Leveraging End-User Data for Enhanced Design Concept Evaluation: A Multimodal Deep Regression Model

Abstract
Design concept evaluation is a key process in the new product development process with a significant impact on the product's success and total cost over its life cycle. This paper is motivated by two limitations of the state-of-the-art in concept evaluation: (1) The amount and diversity of user feedback and insights utilized by existing concept evaluation methods such as quality function deployment are limited. (2) Subjective concept evaluation methods require significant manual effort which in turn may limit the number of concepts considered for evaluation.

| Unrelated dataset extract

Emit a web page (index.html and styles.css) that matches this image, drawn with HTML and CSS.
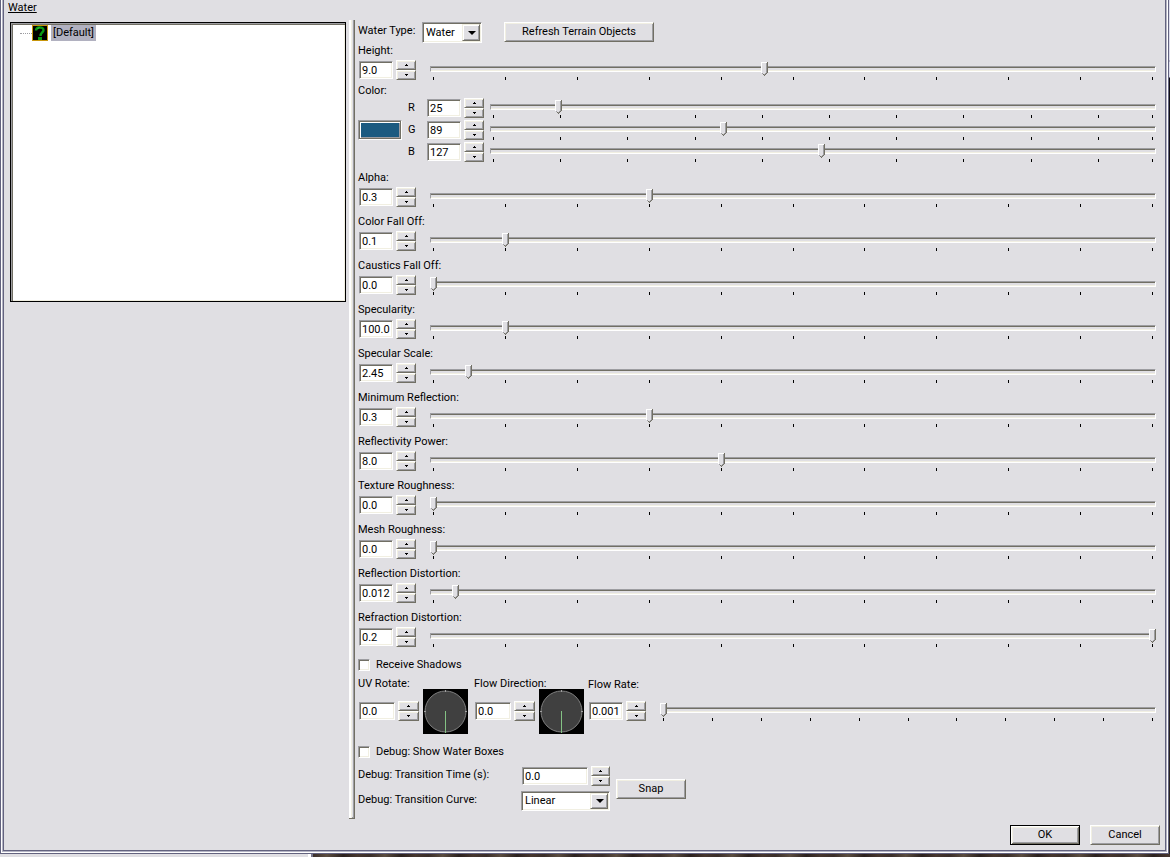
FILE: index.html
```
<!DOCTYPE html>
<html lang="en">
<head>
<meta charset="utf-8">
<title>Water</title>
<link rel="stylesheet" href="styles.css">
</head>
<body>
<div class="desktop">
	<main class="window">
		<h1 class="title">Water</h1>
		<div class="body">
			<div class="tree">
				<div class="node">
					<span class="branch"></span>
					<svg class="icon" width="16" height="16" viewBox="0 0 16 16">
						<rect x="0.5" y="0.5" width="15" height="15" fill="#000" stroke="#c8960c"/>
						<path d="M4 5.5C4 1.5 11.5 1.5 11.5 5C11.5 7.5 8.5 7.5 8.5 11" fill="none" stroke="#0a9a14" stroke-width="2.4"/>
						<path d="M5.5 3.5L7.5 2.5" stroke="#2fd03a"/>
						<rect x="6" y="12" width="4" height="3" fill="#0a9a14"/>
					</svg>
					<span class="node-name">[Default]</span>
				</div>
			</div>
			<div class="splitter"></div>

			<form class="props">
				<div class="type-row">
					<label for="type">Water Type:</label>
					<span class="combo combo-type"><select id="type"><option>Water</option></select></span>
					<button type="button" class="btn refresh">Refresh Terrain Objects</button>
				</div>

				<div class="field first">
					<label for="height">Height:</label>
					<div class="controls">
						<input class="num" id="height" type="text" value="9.0">
						<span class="spin"><button type="button" class="up" aria-label="Up"></button><button type="button" class="down" aria-label="Down"></button></span>
						<div class="slider"><input type="range" aria-label="Height" min="0" max="1000" value="460"></div>
					</div>
				</div>

				<div class="color">
					<div class="color-left">
						<label for="swatch">Color:</label>
						<button type="button" class="swatch" id="swatch"></button>
					</div>
					<div class="channels">
						<div class="controls">
							<label for="red">R</label>
							<input class="num" id="red" type="text" value="25">
							<span class="spin"><button type="button" class="up" aria-label="Up"></button><button type="button" class="down" aria-label="Down"></button></span>
							<div class="slider" data-step="26"><input type="range" aria-label="Red" min="0" max="255" value="25"></div>
						</div>
						<div class="controls">
							<label for="green">G</label>
							<input class="num" id="green" type="text" value="89">
							<span class="spin"><button type="button" class="up" aria-label="Up"></button><button type="button" class="down" aria-label="Down"></button></span>
							<div class="slider" data-step="26"><input type="range" aria-label="Green" min="0" max="255" value="89"></div>
						</div>
						<div class="controls">
							<label for="blue">B</label>
							<input class="num" id="blue" type="text" value="127">
							<span class="spin"><button type="button" class="up" aria-label="Up"></button><button type="button" class="down" aria-label="Down"></button></span>
							<div class="slider" data-step="26"><input type="range" aria-label="Blue" min="0" max="255" value="127"></div>
						</div>
					</div>
				</div>

				<div class="field">
					<label for="alpha">Alpha:</label>
					<div class="controls">
						<input class="num" id="alpha" type="text" value="0.3">
						<span class="spin"><button type="button" class="up" aria-label="Up"></button><button type="button" class="down" aria-label="Down"></button></span>
						<div class="slider"><input type="range" aria-label="Alpha" min="0" max="1000" value="300"></div>
					</div>
				</div>
				<div class="field">
					<label for="color-fall">Color Fall Off:</label>
					<div class="controls">
						<input class="num" id="color-fall" type="text" value="0.1">
						<span class="spin"><button type="button" class="up" aria-label="Up"></button><button type="button" class="down" aria-label="Down"></button></span>
						<div class="slider"><input type="range" aria-label="Color Fall Off" min="0" max="1000" value="100"></div>
					</div>
				</div>
				<div class="field">
					<label for="caustics">Caustics Fall Off:</label>
					<div class="controls">
						<input class="num" id="caustics" type="text" value="0.0">
						<span class="spin"><button type="button" class="up" aria-label="Up"></button><button type="button" class="down" aria-label="Down"></button></span>
						<div class="slider"><input type="range" aria-label="Caustics Fall Off" min="0" max="1000" value="0"></div>
					</div>
				</div>
				<div class="field">
					<label for="specularity">Specularity:</label>
					<div class="controls">
						<input class="num" id="specularity" type="text" value="100.0">
						<span class="spin"><button type="button" class="up" aria-label="Up"></button><button type="button" class="down" aria-label="Down"></button></span>
						<div class="slider"><input type="range" aria-label="Specularity" min="0" max="1000" value="100"></div>
					</div>
				</div>
				<div class="field">
					<label for="spec-scale">Specular Scale:</label>
					<div class="controls">
						<input class="num" id="spec-scale" type="text" value="2.45">
						<span class="spin"><button type="button" class="up" aria-label="Up"></button><button type="button" class="down" aria-label="Down"></button></span>
						<div class="slider"><input type="range" aria-label="Specular Scale" min="0" max="1000" value="49"></div>
					</div>
				</div>
				<div class="field">
					<label for="min-reflection">Minimum Reflection:</label>
					<div class="controls">
						<input class="num" id="min-reflection" type="text" value="0.3">
						<span class="spin"><button type="button" class="up" aria-label="Up"></button><button type="button" class="down" aria-label="Down"></button></span>
						<div class="slider"><input type="range" aria-label="Minimum Reflection" min="0" max="1000" value="300"></div>
					</div>
				</div>
				<div class="field">
					<label for="power">Reflectivity Power:</label>
					<div class="controls">
						<input class="num" id="power" type="text" value="8.0">
						<span class="spin"><button type="button" class="up" aria-label="Up"></button><button type="button" class="down" aria-label="Down"></button></span>
						<div class="slider"><input type="range" aria-label="Reflectivity Power" min="0" max="1000" value="400"></div>
					</div>
				</div>
				<div class="field">
					<label for="texture">Texture Roughness:</label>
					<div class="controls">
						<input class="num" id="texture" type="text" value="0.0">
						<span class="spin"><button type="button" class="up" aria-label="Up"></button><button type="button" class="down" aria-label="Down"></button></span>
						<div class="slider"><input type="range" aria-label="Texture Roughness" min="0" max="1000" value="0"></div>
					</div>
				</div>
				<div class="field">
					<label for="mesh">Mesh Roughness:</label>
					<div class="controls">
						<input class="num" id="mesh" type="text" value="0.0">
						<span class="spin"><button type="button" class="up" aria-label="Up"></button><button type="button" class="down" aria-label="Down"></button></span>
						<div class="slider"><input type="range" aria-label="Mesh Roughness" min="0" max="1000" value="0"></div>
					</div>
				</div>
				<div class="field">
					<label for="reflection">Reflection Distortion:</label>
					<div class="controls">
						<input class="num" id="reflection" type="text" value="0.012">
						<span class="spin"><button type="button" class="up" aria-label="Up"></button><button type="button" class="down" aria-label="Down"></button></span>
						<div class="slider"><input type="range" aria-label="Reflection Distortion" min="0" max="1000" value="31"></div>
					</div>
				</div>
				<div class="field">
					<label for="refraction">Refraction Distortion:</label>
					<div class="controls">
						<input class="num" id="refraction" type="text" value="0.2">
						<span class="spin"><button type="button" class="up" aria-label="Up"></button><button type="button" class="down" aria-label="Down"></button></span>
						<div class="slider"><input type="range" aria-label="Refraction Distortion" min="0" max="1000" value="1000"></div>
					</div>
				</div>

				<div class="check">
					<input type="checkbox" id="shadows">
					<label for="shadows">Receive Shadows</label>
				</div>

				<div class="flow">
					<div class="turn">
						<div>
							<label for="uv">UV Rotate:</label>
							<div class="controls">
								<input class="num" id="uv" type="text" value="0.0">
								<span class="spin"><button type="button" class="up" aria-label="Up"></button><button type="button" class="down" aria-label="Down"></button></span>
							</div>
						</div>
						<svg class="dial" width="45" height="45" viewBox="0 0 45 45">
							<rect width="45" height="45" fill="#000"/>
							<circle cx="22.5" cy="22.5" r="20.5" fill="#404040" stroke="#808080"/>
							<path d="M22.5 1v2M22.5 42v2M1 22.5h2M42 22.5h2" stroke="#a0a0a0"/>
							<path d="M22.5 22v22" stroke="#84c284"/>
						</svg>
					</div>
					<div class="turn">
						<div>
							<label for="direction">Flow Direction:</label>
							<div class="controls">
								<input class="num" id="direction" type="text" value="0.0">
								<span class="spin"><button type="button" class="up" aria-label="Up"></button><button type="button" class="down" aria-label="Down"></button></span>
							</div>
						</div>
						<svg class="dial" width="45" height="45" viewBox="0 0 45 45">
							<rect width="45" height="45" fill="#000"/>
							<circle cx="22.5" cy="22.5" r="20.5" fill="#404040" stroke="#808080"/>
							<path d="M22.5 1v2M22.5 42v2M1 22.5h2M42 22.5h2" stroke="#a0a0a0"/>
							<path d="M22.5 22v22" stroke="#84c284"/>
						</svg>
					</div>
					<div class="rate">
						<label for="rate">Flow Rate:</label>
						<div class="controls">
							<input class="num" id="rate" type="text" value="0.001">
							<span class="spin"><button type="button" class="up" aria-label="Up"></button><button type="button" class="down" aria-label="Down"></button></span>
							<div class="slider"><input type="range" aria-label="Flow Rate" min="0" max="1000" value="0"></div>
						</div>
					</div>
				</div>

				<div class="check">
					<input type="checkbox" id="boxes">
					<label for="boxes">Debug: Show Water Boxes</label>
				</div>

				<div class="debug">
					<div class="debug-grid">
						<label for="time">Debug: Transition Time (s):</label>
						<div class="controls">
							<input class="num wide" id="time" type="text" value="0.0">
							<span class="spin"><button type="button" class="up" aria-label="Up"></button><button type="button" class="down" aria-label="Down"></button></span>
						</div>
						<label for="curve">Debug: Transition Curve:</label>
						<span class="combo combo-curve"><select id="curve"><option>Linear</option></select></span>
					</div>
					<button type="button" class="btn">Snap</button>
				</div>
			</form>
		</div>

		<div class="actions">
			<button type="button" class="btn default">OK</button>
			<button type="button" class="btn">Cancel</button>
		</div>
	</main>
	<div class="side"></div>
	<div class="below"><div class="below-panel"></div><div class="below-view"></div></div>
</div>

<script src="script.js"></script>
</body>
</html>
```

FILE: styles.css
```
* {
	box-sizing: border-box;
}

body {
	margin: 0;
	background: #e0dfe3;
	color: #000;
	font: 11px/16px Roboto, "Liberation Sans", sans-serif;
}

button, input, select {
	font: inherit;
	color: inherit;
	margin: 0;
	padding: 0;
	border-radius: 0;
}

.desktop {
	display: grid;
	grid-template-columns: 1fr 1px;
	grid-template-rows: 1fr 3px;
	min-height: 100vh;
}

.window {
	display: flex;
	flex-direction: column;
	padding: 0 5px 5px 6px;
	border: solid #63637f;
	border-width: 0 1px 1px;
	box-shadow: inset 1px 0 #fff, inset -1px -1px #fff, inset 2px 0 #b4b4c4, inset -2px -2px #b4b4c4, inset 3px 0 #63637f, inset -3px -3px #63637f;
}

.side {
	background: linear-gradient(#dcdcec 60px, #9090a4 61px, #dcdcec 62px, #dcdcec 77px, #100e14 78px, #2c2622);
}

.below {
	grid-column: 1 / 3;
	display: flex;
}

.below-panel {
	width: 313px;
	border-right: 2px solid #77778c;
	box-shadow: inset -3px 0 #fff;
}

.below-view {
	flex: 1;
	background: repeating-linear-gradient(100deg, #3a2e29 0, #5b4d40 14px, #2b211e 30px, #46362e 44px, #3a2e29 57px);
}

.title {
	margin: 0 0 4px 1px;
	font-size: 11px;
	line-height: 15px;
	font-weight: normal;
	text-decoration: underline;
}

.body {
	display: flex;
	align-items: flex-start;
	padding-top: 1px;
}

.tree {
	width: 336px;
	height: 280px;
	margin: 2px 3px 0;
	padding: 1px 0 0 9px;
	background: #fff;
	border: 1px solid #000;
	box-shadow: inset 1px 1px #9d9da1, inset 2px 2px #716f64, inset -1px -1px #f1efe2;
}

.node {
	display: flex;
	align-items: center;
	padding-top: 1px;
}

.branch {
	width: 12px;
	border-top: 1px dotted #9d9da1;
}

.node-name {
	margin-left: 3px;
	padding: 0 2px;
	background: #b1b1c0;
}

.splitter {
	align-self: stretch;
	width: 6px;
	border: solid #716f64;
	border-width: 0 1px 1px 0;
	box-shadow: inset 2px 0 #fff, inset 3px 0 #f1efe2, inset -1px -1px #9d9da1;
}

.props {
	flex: 1;
	padding: 2px 7px 8px 3px;
}

label {
	display: block;
	white-space: nowrap;
}

.type-row {
	display: flex;
	height: 21px;
}

.type-row label {
	width: 64px;
	line-height: 18px;
}

.btn {
	width: 70px;
	height: 20px;
	background: #e0dfe3;
	border: 1px solid;
	border-color: #fff #716f64 #716f64 #fff;
	box-shadow: inset 1px 1px #f1efe2, inset -1px -1px #9d9da1;
}

.refresh {
	width: 150px;
	margin-left: 22px;
}

.default {
	border-color: #000;
	box-shadow: inset 1px 1px #fff, inset -1px -1px #716f64, inset 2px 2px #f1efe2, inset -2px -2px #9d9da1;
}

.combo {
	position: relative;
	display: block;
	height: 20px;
}

.combo-type {
	width: 60px;
	height: 21px;
}

.combo-curve {
	width: 89px;
}

.combo select {
	appearance: none;
	width: 100%;
	height: 100%;
	padding: 0 0 0 3px;
	background: #fff;
}

/* drop-down arrow button */
.combo::after {
	content: "";
	position: absolute;
	top: 2px;
	right: 2px;
	bottom: 2px;
	width: 16px;
	pointer-events: none;
	background: #e0dfe3;
	border: 1px solid;
	border-color: #f1efe2 #716f64 #716f64 #f1efe2;
	box-shadow: inset 1px 1px #fff, inset -1px -1px #9d9da1;
}

.combo::before {
	content: "";
	position: absolute;
	z-index: 1;
	top: 50%;
	right: 6px;
	margin-top: -2px;
	border: solid transparent;
	border-width: 4px 4px 0;
	border-top-color: #000;
	pointer-events: none;
}

.num, .combo select {
	border: 1px solid;
	border-color: #9d9da1 #fff #fff #9d9da1;
	box-shadow: inset 1px 1px #716f64, inset -1px -1px #f1efe2;
}

.num {
	width: 34px;
	height: 18px;
	margin: 0 3px 0 1px;
	padding: 0 0 0 2px;
	background: #fff;
}

.spin {
	display: flex;
	flex-direction: column;
	width: 20px;
	height: 20px;
}

.spin button {
	display: flex;
	justify-content: center;
	height: 10px;
	padding-top: 3px;
	background: #e0dfe3;
	border: 1px solid;
	border-color: #fff #716f64 #716f64 #fff;
	box-shadow: inset 1px 1px #f1efe2, inset -1px -1px #9d9da1;
}

.spin button::before {
	content: "";
	width: 1px;
	height: 1px;
	background: #000;
}

.spin .up::before {
	box-shadow: 0 1px #000, 1px 1px #000, -1px 1px #000;
}

.spin .down::before {
	margin-top: 1px;
	box-shadow: 0 -1px #000, 1px -1px #000, -1px -1px #000;
}

.controls {
	display: flex;
	align-items: center;
	height: 20px;
}

.field {
	margin-bottom: 7px;
}

.field label {
	margin-bottom: 1px;
}

.first {
	margin-bottom: 3px;
}

.slider {
	flex: 1;
	position: relative;
	height: 20px;
	margin-left: 14px;
	padding: 2px 0 0;
}

.slider::before {
	content: "";
	position: absolute;
	top: 6px;
	left: 0;
	right: 0;
	height: 4px;
	border: 1px solid;
	border-color: #9d9da1 #fff #fff #9d9da1;
	box-shadow: inset 0 1px #716f64, inset 0 -1px #f1efe2;
}

.slider input {
	appearance: none;
	position: relative;
	display: block;
	width: 100%;
	height: 14px;
	background: none;
}

.slider input::-webkit-slider-thumb {
	appearance: none;
	width: 7px;
	height: 14px;
	background: url("data:image/svg+xml,%3Csvg xmlns='http://www.w3.org/2000/svg' width='7' height='14' shape-rendering='crispEdges'%3E%3Cpath d='M0 0h7v11l-3 3h-1l-3-3z' fill='%23e0dfe3'/%3E%3Cpath d='M0 0h6v1h-5v10h-1z' fill='%23fff'/%3E%3Cpath d='M5 1h1v10h-1v1h-1v1h-1v-1h1v-1h1zM1 11h1v1h-1z' fill='%239d9da1'/%3E%3Cpath d='M6 0h1v11h-1v1h-1v1h-1v1h-1v-1h-1v-1h1v1h1v-1h1v-1h1z' fill='%23716f64'/%3E%3C/svg%3E") no-repeat;
}

.ticks {
	position: relative;
	height: 3px;
	margin: 1px 4px 0 3px;
}

/* each mark sits at its share of the range */
.ticks span {
	position: absolute;
	width: 1px;
	height: 3px;
	background: #000;
}

.color {
	display: flex;
	margin-bottom: 8px;
}

.color-left {
	width: 50px;
}

.swatch {
	display: block;
	width: 44px;
	height: 20px;
	margin-top: 21px;
	background: #1b5a80;
	border: 1px solid;
	border-color: #9d9da1 #fff #fff #9d9da1;
	box-shadow: inset 1px 1px #716f64, inset -1px -1px #716f64, inset 2px 2px #fff, inset -2px -2px #9d9da1;
}

.channels {
	flex: 1;
	display: flex;
	flex-direction: column;
	gap: 2px;
	padding-top: 15px;
}

.channels label {
	width: 18px;
}

.channels .slider {
	margin-left: 6px;
}

.check {
	display: flex;
	align-items: center;
	gap: 6px;
	height: 16px;
	margin-top: 10px;
}

.check input {
	appearance: none;
	width: 12px;
	height: 12px;
	background: #fff;
	border: 1px solid;
	border-color: #9d9da1 #fff #fff #9d9da1;
	box-shadow: inset 1px 1px #716f64, inset -1px -1px #f1efe2;
}

.flow {
	display: flex;
	align-items: flex-start;
	margin-top: 3px;
}

.turn {
	display: flex;
	width: 116px;
}

.turn label {
	width: 65px;
	margin-bottom: 9px;
}

.turn .num {
	width: 36px;
}

.turn .spin {
	width: 21px;
}

.dial {
	margin-top: 13px;
}

.rate {
	flex: 1;
	padding-top: 1px;
	margin-left: -2px;
}

.rate label {
	margin-bottom: 8px;
}

.debug {
	display: flex;
	align-items: center;
	gap: 6px;
	margin-top: 6px;
}

.debug-grid {
	display: grid;
	grid-template-columns: 163px 89px;
	row-gap: 5px;
}

.debug-grid label {
	padding-top: 1px;
}

.wide {
	width: 66px;
}

.actions {
	display: flex;
	justify-content: flex-end;
	gap: 10px;
	margin-top: auto;
	padding: 0 3px 3px;
}
```

FILE: script.js
```
document.querySelectorAll(".slider").forEach((slider) => {
	const max = Number(slider.querySelector("input").max);
	const step = Number(slider.dataset.step || max / 10);
	const ticks = document.createElement("div");
	ticks.className = "ticks";

	for (let v = 0; v <= max; v += step) {
		addTick(v);
	}
	// the end of the range always gets a mark
	if (max % step !== 0) {
		addTick(max);
	}

	function addTick(v) {
		const tick = document.createElement("span");
		tick.style.left = `${(v / max) * 100}%`;
		ticks.appendChild(tick);
	}

	slider.appendChild(ticks);
});
```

A Deep Multimodal Design Evaluation (DMDE) model is proposed in this paper to bridge these gaps by providing designers with an accurate and scalable prediction of new concepts' overall and attribute-level desirability based on large-scale user reviews on existing designs. The attribute-level sentiment intensities of users are first extracted and aggregated from online reviews. A multimodal deep regression model is then developed to predict the overall and attribute-level sentiment values based on the features extracted from orthographic product images via a fine-tuned ResNet-50 model and from product descriptions via a fine-tuned BERT model, and aggregated using a novel self-attention-based fusion model. The DMDE model adds a data-driven, user-centered loop within the concept development process to better inform the concept evaluation process. Numerical experiments on a large dataset from an online footwear store indicate a promising performance by the DMDE model with 0.001 MSE loss and over 99.1% accuracy.